Des évènements à l’opéra de Nice (2/2)
Dette de sang
La saison 2014-2015 de l’opéra de Nice Côte d’azur s’est achevée sur une passionnante production de «  La juive  » d’Halévy, un opéra dont l’un des airs traverse la «  recherche  » de Marcel Proust. Cette œuvre brà »lante d’actualité traite d’antisémitisme et d’intolérance religieuse. La mise en scène de Gabriele Rech sera reprise en janvier 2016 à Nuremberg, ce qui est symboliquement très fort.
Le choix, par le narrateur de La recherche du temps perdu , du titre de l’un des plus beaux airs d’Eléazar de La juive pour nommer l’un de ses personnages, reflète la grande popularité de l’œuvre au début du XXe siècle. L’opéra de Jacques Fromental Halévy, né à Paris en 1799 et mort à Nice en 1862, a été créé le 23 février 1835 à l’académie royale de musique et inaugura le Palais Garnier en 1875. A partir de sa création, il fut représenté 600 fois à l’opéra de Paris jusqu’à sa disparition de l’affiche en 1934. L’œuvre y fit son retour en 2007 à l’Opéra Bastille, dans une mise en scène de Pierre Audi.

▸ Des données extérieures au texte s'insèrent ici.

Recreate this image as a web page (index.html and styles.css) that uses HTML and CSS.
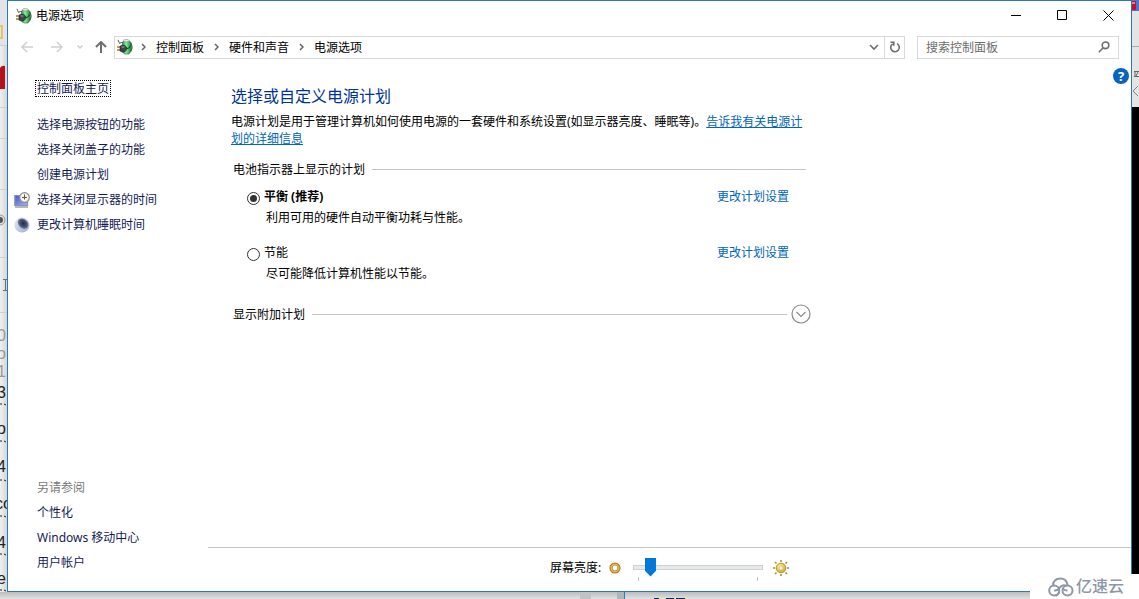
FILE: index.html
```html
<!DOCTYPE html>
<html lang="zh-CN">
<head>
<meta charset="utf-8">
<meta name="viewport" content="width=device-width, initial-scale=1">
<title>电源选项</title>
<link rel="stylesheet" href="styles.css">
</head>
<body>
<svg class="defs" aria-hidden="true">
  <defs>
    <linearGradient id="cell" x1="0" x2="1"><stop offset="0" stop-color="#2c9a4c"/><stop offset=".4" stop-color="#8df09a"/><stop offset="1" stop-color="#1c7a38"/></linearGradient>
    <linearGradient id="screen" x1="0" y1="0" x2="1" y2="1"><stop offset="0" stop-color="#4a55c8"/><stop offset="1" stop-color="#a5b4f4"/></linearGradient>
    <linearGradient id="disc" x1="0" y1="0" x2="1" y2="1"><stop offset="0" stop-color="#e6edf8"/><stop offset="1" stop-color="#9eacd0"/></linearGradient>
    <radialGradient id="moon" cx=".5" cy=".45" r=".55"><stop offset="0" stop-color="#262b45"/><stop offset=".6" stop-color="#4a5273"/><stop offset="1" stop-color="#8b97b8"/></radialGradient>
    <radialGradient id="gold" cx=".4" cy=".35" r=".7"><stop offset="0" stop-color="#fff6a8"/><stop offset="1" stop-color="#c9a227"/></radialGradient>
    <symbol id="power" viewBox="0 0 16 16">
      <path d="M1 .8 2.500 4.500Q4 3 6 3.500" fill="none" stroke="#55605c"/>
      <path d="M5.500 3.500 6.500 2h6l1.800 2v8L12 15H7.500l-2-2z" fill="url(#cell)" stroke="#2c6a40" stroke-width=".6"/>
      <ellipse cx="9.300" cy="1.700" rx="2.900" ry="1.200" fill="#e6eee6" stroke="#6c7b70" stroke-width=".5"/>
      <path d="M13.800 4.500c1.700 2 1.700 5.500 0 7.500" fill="none" stroke="#1f5a30"/>
      <path d="M0 8h4M0 11h4" stroke="#b4713a" stroke-width="1.500"/>
      <path d="M3 7.200 5 6.200h2.500L9.500 8v3l-2 2H5l-2-1z" fill="#3d4744" stroke="#161c1a" stroke-width=".6"/>
      <path d="M4.500 8h3" stroke="#98a39f"/>
      <path d="M9.500 9.500c2.500 0 3.500-1 3.500-3" fill="none" stroke="#14351e"/>
    </symbol>
    <symbol id="chev" viewBox="0 0 5 8"><path d="m1 1 3 3-3 3" fill="none" stroke="#666" stroke-width="1.500"/></symbol>
  </defs>
</svg>
<div class="desktop">
  <div class="stage">
    <svg class="edge edge-left" aria-hidden="true">
      <rect width="7" height="45" fill="#e2e4ea"/>
      <path d="M0 26h2v12H0" fill="none" stroke="#e5bb3e" stroke-width="1.500"/>
      <path d="M0 45.500h7M0 107.500h7M0 138.500h7M0 189.500h7M0 257.500h7M0 312.500h7" stroke="#cfcfcf"/>
      <path d="M0 68q2-3 5-2v23H0z" fill="#b5121b"/>
      <circle cx="0" cy="220" r="5" fill="#ddd" stroke="#999"/><circle cx="0" cy="220" r="3" fill="#555"/>
      <path d="M3 279.500h4M5.500 280v10M3 290.500h4" stroke="#66727c"/>
      <g class="faint"><text x="-3" y="341">0</text><text x="-3" y="359">o</text><text x="-3" y="377">1</text></g>
      <g class="ink"><text x="-3" y="398">3</text><text x="-3" y="434">o</text><text x="-3" y="472">4</text><text x="-5" y="509">co</text><text x="-3" y="548">4</text><text x="-3" y="584">e</text></g>
      <path d="M0 404h2m2 0 2 1M0 441h2m2 0 2 1M0 480h2m2 0 2 1M0 516h2m2 0 2 1M0 554h2m2 0 2 1M0 590h2m2 0 2 1" stroke="#222"/>
    </svg>
    <div class="window">
      <header class="titlebar">
        <svg class="icon16" aria-hidden="true"><use href="#power"/></svg>
        <h1 class="title">电源选项</h1>
        <div class="controls">
          <button class="control" aria-label="最小化"><svg viewBox="0 0 11 11"><path d="M0 5.500h10"/></svg></button>
          <button class="control" aria-label="最大化"><svg viewBox="0 0 11 11"><path d="M.5.500h9v9h-9z"/></svg></button>
          <button class="control" aria-label="关闭"><svg viewBox="0 0 11 11"><path d="m.5.500 10 10m0-10-10 10"/></svg></button>
        </div>
      </header>
      <nav class="navbar" aria-label="地址栏">
        <div class="history">
          <button class="nav-button off" aria-label="后退"><svg viewBox="0 0 12 12"><path d="M12 6H1m5-5L1 6l5 5"/></svg></button>
          <button class="nav-button off" aria-label="前进"><svg viewBox="0 0 12 12"><path d="M0 6h11M6 1l5 5-5 5"/></svg></button>
          <button class="nav-button recent off" aria-label="最近浏览的位置"><svg viewBox="0 0 12 12"><path d="m3.500 4.500 2.500 2.500 2.500-2.500"/></svg></button>
          <button class="nav-button up" aria-label="向上"><svg viewBox="0 0 12 12"><path d="M6 12V1M1 6l5-5 5 5"/></svg></button>
        </div>
        <div class="address">
          <svg class="icon16" aria-hidden="true"><use href="#power"/></svg>
          <svg class="chev" aria-hidden="true"><use href="#chev"/></svg>
          <a class="crumb" href="#">控制面板</a>
          <svg class="chev" aria-hidden="true"><use href="#chev"/></svg>
          <a class="crumb" href="#">硬件和声音</a>
          <svg class="chev" aria-hidden="true"><use href="#chev"/></svg>
          <a class="crumb" href="#">电源选项</a>
          <button class="address-button drop" aria-label="以前的位置"><svg viewBox="0 0 12 12"><path d="m2 4 4 4 4-4"/></svg></button>
          <button class="address-button refresh" aria-label="刷新"><svg viewBox="0 0 12 12"><path d="M8 2.600a4.300 4.300 0 1 1-4.300.2M1.500 1.300h3.300v3.400"/></svg></button>
        </div>
        <div class="search">
          <input class="search-input" type="text" aria-label="搜索控制面板" placeholder="搜索控制面板">
          <svg class="search-icon" viewBox="0 0 12 12" aria-hidden="true"><circle cx="7.500" cy="4.300" r="3.300"/><path d="M5.200 6.700.8 11.200"/></svg>
        </div>
      </nav>
      <div class="body">
        <aside class="sidebar">
          <div class="side-group">
            <a class="side-link home" href="#"><span class="focus">控制面板主页</span></a>
            <a class="side-link" href="#">选择电源按钮的功能</a>
            <a class="side-link" href="#">选择关闭盖子的功能</a>
            <a class="side-link" href="#">创建电源计划</a>
            <a class="side-link with-icon" href="#">
              <svg class="icon16" viewBox="0 0 16 16" aria-hidden="true"><path d="M.8 3.500h12.700v10H.8z" fill="url(#screen)" stroke="#8b93b5" stroke-width="1.200"/><path d="M1 15h13" stroke="#8d9199" stroke-width="1.300"/><circle cx="10.500" cy="5.500" r="4.800" fill="#f4f5ee" stroke="#8a8d86" stroke-width="1.200"/><path d="M10.500 2.500v5M8 5.500h5" fill="none" stroke="#555"/></svg>选择关闭显示器的时间</a>
            <a class="side-link with-icon" href="#">
              <svg class="icon16" viewBox="0 0 16 16" aria-hidden="true"><circle cx="8" cy="8" r="7.600" fill="url(#disc)"/><ellipse cx="9" cy="6.800" rx="6" ry="4.600" transform="rotate(45 9 6.800)" fill="url(#moon)"/></svg>更改计算机睡眠时间</a>
          </div>
          <div class="side-group">
            <h2 class="side-heading">另请参阅</h2>
            <a class="side-link" href="#">个性化</a>
            <a class="side-link" href="#">Windows 移动中心</a>
            <a class="side-link" href="#">用户帐户</a>
          </div>
        </aside>
        <main class="main">
          <div class="scroll">
            <div class="content">
              <h2 class="heading">选择或自定义电源计划</h2>
              <p class="intro">电源计划是用于管理计算机如何使用电源的一套硬件和系统设置(如显示器亮度、睡眠等)。<a class="link underlined" href="#">告诉我有关电源计划的详细信息</a></p>
              <section class="plans">
                <h3 class="legend first">电池指示器上显示的计划</h3>
                <div class="plan">
                  <div class="plan-row">
                    <input class="radio" type="radio" name="plan" id="balanced" checked>
                    <label class="plan-name chosen" for="balanced">平衡 (推荐)</label>
                    <a class="link" href="#">更改计划设置</a>
                  </div>
                  <p class="plan-note">利用可用的硬件自动平衡功耗与性能。</p>
                </div>
                <div class="plan">
                  <div class="plan-row">
                    <input class="radio" type="radio" name="plan" id="saver">
                    <label class="plan-name" for="saver">节能</label>
                    <a class="link" href="#">更改计划设置</a>
                  </div>
                  <p class="plan-note">尽可能降低计算机性能以节能。</p>
                </div>
                <div class="more">
                  <h3 class="legend">显示附加计划</h3>
                  <button class="expand" aria-label="显示附加计划"><svg viewBox="0 0 20 20"><circle cx="10" cy="10" r="9"/><path d="m5.500 8 4.500 4.500L14.500 8"/></svg></button>
                </div>
              </section>
            </div>
            <button class="help" aria-label="帮助">?</button>
          </div>
          <footer class="brightness">
            <label class="bright-label" for="level">屏幕亮度:</label>
            <svg class="dim" viewBox="0 0 12 12" aria-hidden="true"><circle cx="6" cy="6" r="4" fill="#fff" stroke="#b5812a" stroke-width="3.200"/><circle cx="6" cy="6" r="3.600" fill="none" stroke="#e6b955" stroke-width="1.500"/></svg>
            <div class="slider">
              <input class="range" type="range" id="level" min="0" max="100" value="10">
              <div class="ticks"></div>
            </div>
            <svg class="icon16" viewBox="0 0 16 16" aria-hidden="true"><path d="M8 0v2M8 14v2M0 8h2M14 8h2M2 2l1.500 1.500M12.500 12.500 14 14M14 2l-1.500 1.500M3.500 12.500 2 14" stroke="#a08a38" stroke-width="1.500"/><circle cx="8" cy="8" r="4.800" fill="url(#gold)" stroke="#b5952d"/><circle cx="8" cy="8" r="2" fill="#fffce0" stroke="#d8be58" stroke-width=".8"/></svg>
          </footer>
        </main>
      </div>
    </div>
    <svg class="edge edge-right" aria-hidden="true">
      <rect width="7" height="107" fill="#e4e4e4"/>
      <rect width="7" height="11" fill="#4a78c8"/><path d="M0 1h4v9H0z" fill="#c8102e"/><path d="M0 3h3" stroke="#fff"/>
      <path d="M0 46.500h7" stroke="#aaa"/>
      <path d="M2 71.500h5M3 71v5M2 76.500h5M6 72l-2 4" fill="none" stroke="#666"/>
      <path d="m6 86-5 5 5 5" fill="none" stroke="#888"/>
      <rect y="107" width="7" height="467" fill="#000"/>
    </svg>
  </div>
  <svg class="edge-bottom" aria-hidden="true">
    <rect x="580" width="11" height="7" fill="#c2c2c2"/><rect x="617" width="7" height="7" fill="#b4b4b4"/>
    <path d="M624.500 0v7" stroke="#2a7db5"/>
    <path d="M654 6.500h5M666 6.500h8M676 6.500h9" stroke="#1a2466"/>
  </svg>
  <div class="brand">
    <svg class="cloud" viewBox="0 0 26 20" aria-hidden="true"><g fill="none" stroke="#8d97a5" stroke-width="2"><circle cx="6.200" cy="13.500" r="5"/><circle cx="19.500" cy="13.500" r="5"/><path d="M5.200 8.800C4.500 4.500 8 1.500 12.300 1.500c4 0 6.800 2.600 7.200 6.800M6.200 13.500c2.500.4 4-.8 5.300-2.600C13 8.800 15 7.500 18 8.600M11.200 14.500c-.2 2-1.500 3.500-3.500 4.200M19.500 13.500c-2.200.2-3.800-.6-4.800-2"/></g></svg>
    <span class="brand-name">亿速云</span>
  </div>
</div>
</body>
</html>
```
FILE: styles.css
```css
* {
  box-sizing: border-box;
}

body,
h1,
h2,
h3,
p {
  margin: 0;
  font-size: 12px;
  font-weight: 400;
}

body,
button,
input {
  font-family: "Noto Sans", "Noto Sans CJK SC", sans-serif;
  font-size: 12px;
}

body {
  color: #000;
  line-height: 17px;
}

a {
  color: inherit;
  text-decoration: none;
}

button {
  padding: 0;
  border: 0;
  background: none;
}

svg {
  display: block;
  flex: none;
}

.defs {
  position: absolute;
  width: 0;
  height: 0;
}

.desktop {
  position: relative;
  display: flex;
  flex-direction: column;
  min-height: 100vh;
  overflow: hidden;
  background: #dcdcdc;
}

.stage {
  display: flex;
  flex: 1;
}

.edge {
  width: 7px;
  align-self: stretch;
  height: auto;
  background: linear-gradient(90deg, #f0f0f0, #d4d6da);
}

.edge-right {
  background: #fff;
}

.edge text {
  font: 16px "Liberation Sans", sans-serif;
}

.faint {
  fill: #999;
}

.ink {
  fill: #222;
}

.edge-bottom {
  width: 100%;
  height: 7px;
  background: linear-gradient(#bcbcbc, #e2e2e2);
}

.window {
  display: flex;
  flex: 1;
  flex-direction: column;
  min-width: 0;
  border: 1px solid #2a7ab8;
  background: #fff;
}

.icon16 {
  width: 16px;
  height: 16px;
}

/* Title bar */
.titlebar {
  display: flex;
  align-items: center;
  gap: 4px;
  height: 29px;
  padding-left: 8px;
}

.controls {
  display: flex;
  align-self: stretch;
  margin-left: auto;
}

.control {
  display: grid;
  place-items: center;
  width: 46px;
}

.control svg {
  width: 11px;
  height: 11px;
  fill: none;
  stroke: #000;
}

/* Navigation row */
.navbar {
  display: flex;
  align-items: center;
  height: 34px;
  padding: 0 12px 0 4px;
}

.history {
  display: flex;
  flex: none;
  align-items: center;
}

.nav-button {
  display: grid;
  place-items: center;
  width: 30px;
  height: 22px;
}

.nav-button.recent {
  width: 16px;
}

.nav-button.up {
  width: 26px;
}

.nav-button svg {
  width: 12px;
  height: 12px;
  fill: none;
  stroke: #6e6e6e;
  stroke-width: 1.5;
}

.nav-button.up svg {
  stroke-width: 2;
}

.nav-button.off svg {
  stroke: #cfcfcf;
}

.address,
.search {
  display: flex;
  align-items: center;
  height: 23px;
  border: 1px solid #d9d9d9;
}

.address {
  flex: 1;
  gap: 10px;
  padding-left: 2px;
  white-space: nowrap;
}

.address .icon16 {
  margin-right: -2px;
}

.chev {
  width: 5px;
  height: 8px;
}

.address-button {
  display: grid;
  place-items: center;
  align-self: stretch;
  width: 20px;
}

.drop {
  margin-left: auto;
}

.refresh {
  margin-left: -10px;
  border-left: 1px solid #d9d9d9;
}

.address-button svg,
.search-icon {
  width: 12px;
  height: 12px;
  fill: none;
  stroke: #6e6e6e;
  stroke-width: 1.6;
}

.search {
  width: 202px;
  margin-left: 12px;
  padding: 0 8px;
}

.search-input {
  flex: 1;
  min-width: 0;
  padding: 0;
  border: 0;
  outline: 0;
  background: none;
}

.search-input::placeholder {
  color: #6d6d6d;
}

/* Body */
.body {
  display: flex;
  flex: 1;
}

.sidebar {
  display: flex;
  flex-direction: column;
  justify-content: space-between;
  width: 200px;
  padding: 12px 0 16px 29px;
  color: #151c55;
}

.side-group {
  display: flex;
  flex-direction: column;
  align-items: flex-start;
}

.side-link,
.side-heading {
  line-height: 25px;
}

.side-link.home {
  margin-bottom: 11px;
}

.focus {
  display: block;
  margin: 4px 0 4px -2px;
  padding: 0 1px;
  border: 1px dotted #000;
  line-height: 15px;
}

.with-icon {
  display: flex;
  align-items: center;
  gap: 7px;
  margin-left: -23px;
}

.side-heading {
  color: #7a7a7a;
}

.main {
  display: flex;
  flex: 1;
  flex-direction: column;
  min-width: 0;
}

.scroll {
  display: flex;
  flex: 1;
  align-items: flex-start;
  justify-content: space-between;
  padding: 4px 2px 0 23px;
}

.content {
  width: 580px;
  padding-top: 16px;
}

.heading {
  color: #003399;
  font-size: 16px;
  line-height: 24px;
}

.intro {
  margin-top: 5px;
  padding-right: 4px;
}

.link {
  color: #0066bb;
}

.underlined {
  text-decoration: underline;
}

.plans {
  margin-top: 14px;
  padding-left: 2px;
}

.legend {
  display: flex;
  flex: 1;
  align-items: center;
  gap: 7px;
}

.legend::after {
  flex: 1;
  height: 1px;
  background: #c4c4c4;
  content: "";
}

.legend.first {
  margin-right: 5px;
}

.plan {
  padding: 10px 22px 0 14px;
}

.plan + .plan {
  padding-top: 18px;
}

.plan-row {
  display: flex;
  align-items: center;
  gap: 4px;
}

.radio {
  display: grid;
  place-items: center;
  width: 13px;
  height: 13px;
  margin: 4px 0 0;
  border: 1px solid #333;
  border-radius: 50%;
  appearance: none;
}

.radio:checked::before {
  width: 7px;
  height: 7px;
  border-radius: 50%;
  background: #333;
  content: "";
}

.plan-name {
  margin-right: auto;
}

.chosen {
  font-weight: 700;
}

.plan-note {
  margin-top: 4px;
  padding-left: 19px;
}

.more {
  display: flex;
  align-items: center;
  gap: 4px;
  margin-top: 22px;
}

.expand svg {
  width: 20px;
  height: 20px;
  fill: none;
  stroke: #8a8a8a;
  stroke-width: 1.2;
}

.help {
  width: 16px;
  height: 16px;
  border-radius: 50%;
  background: #0963bd;
  color: #fff;
  font-size: 13px;
  font-weight: 700;
  line-height: 16px;
}

/* Brightness bar */
.brightness {
  display: flex;
  align-items: center;
  justify-content: center;
  height: 44px;
  padding-bottom: 4px;
  border-top: 1px solid #c4c4c4;
}

.dim {
  width: 12px;
  height: 12px;
  margin: 0 12px 0 8px;
}

.slider {
  width: 130px;
  height: 24px;
  margin: 3px 10px 0 0;
}

.range {
  display: block;
  width: 100%;
  height: 20px;
  margin: 0;
  background: linear-gradient(#e7eaea, #e7eaea) center / calc(100% - 2px) 3px no-repeat, linear-gradient(#d0d0d0, #d0d0d0) center / 100% 5px no-repeat;
  appearance: none;
}

.range::-webkit-slider-thumb {
  width: 11px;
  height: 19px;
  background: #0078d7;
  clip-path: polygon(0 0, 100% 0, 100% 70%, 50% 100%, 0 70%);
  appearance: none;
}

.ticks {
  height: 4px;
  margin: 0 5px;
  border: solid #c4c4c4;
  border-width: 0 1px;
}

/* Corner mark */
.brand {
  position: absolute;
  right: 0;
  bottom: 0;
  display: flex;
  align-items: center;
  gap: 2px;
  width: 109px;
  height: 25px;
  padding-left: 18px;
  background: #fff;
}

.cloud {
  width: 26px;
  height: 20px;
}

.brand-name {
  color: #8d97a5;
  font-size: 16px;
  font-weight: 500;
}
```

Figure caractéristique du « Grand opéra à la française », dont l’un des ressorts est la matière historique, La juive a pour cadre le concile de Constance, réuni de 1414 à 1418 pour mettre fin au grand schisme d’occident. Cet arrière plan de réconciliation religieuse n’empêche pas cependant des tensions encore vives entre chrétiens et juifs, dans un drame d’une puissance démesurée et au dénouement inattendu.
Fatals secrets
Le livret de La juive repose sur de sombres secrets de famille, qui génèrent méprises et effets de surprise, et dont l’origine remonte avant le début de l’action de l’opéra. Le juif Eléazar et de Brogni ont tous deux vécu, par le passé, à Rome. Le premier a vu ses deux fils, condamnés par le second, périr pour hérésie. Celui qui allait devenir cardinal était alors premier magistrat et a retrouvé, au retour d’une absence, sa femme morte dans l’incendie de la ville, et son enfant disparu. C’est ensuite que, dévasté par le désespoir, de Brogni est entré dans les ordres. Eléazar a cependant sauvé le bébé et l’a élevé, sous le nom de Rachel, comme sa propre fille. Ainsi, le juif est-il devenu secrètement le père adoptif d’une jeune chrétienne. Les deux hommes se sont retrouvés à Constance.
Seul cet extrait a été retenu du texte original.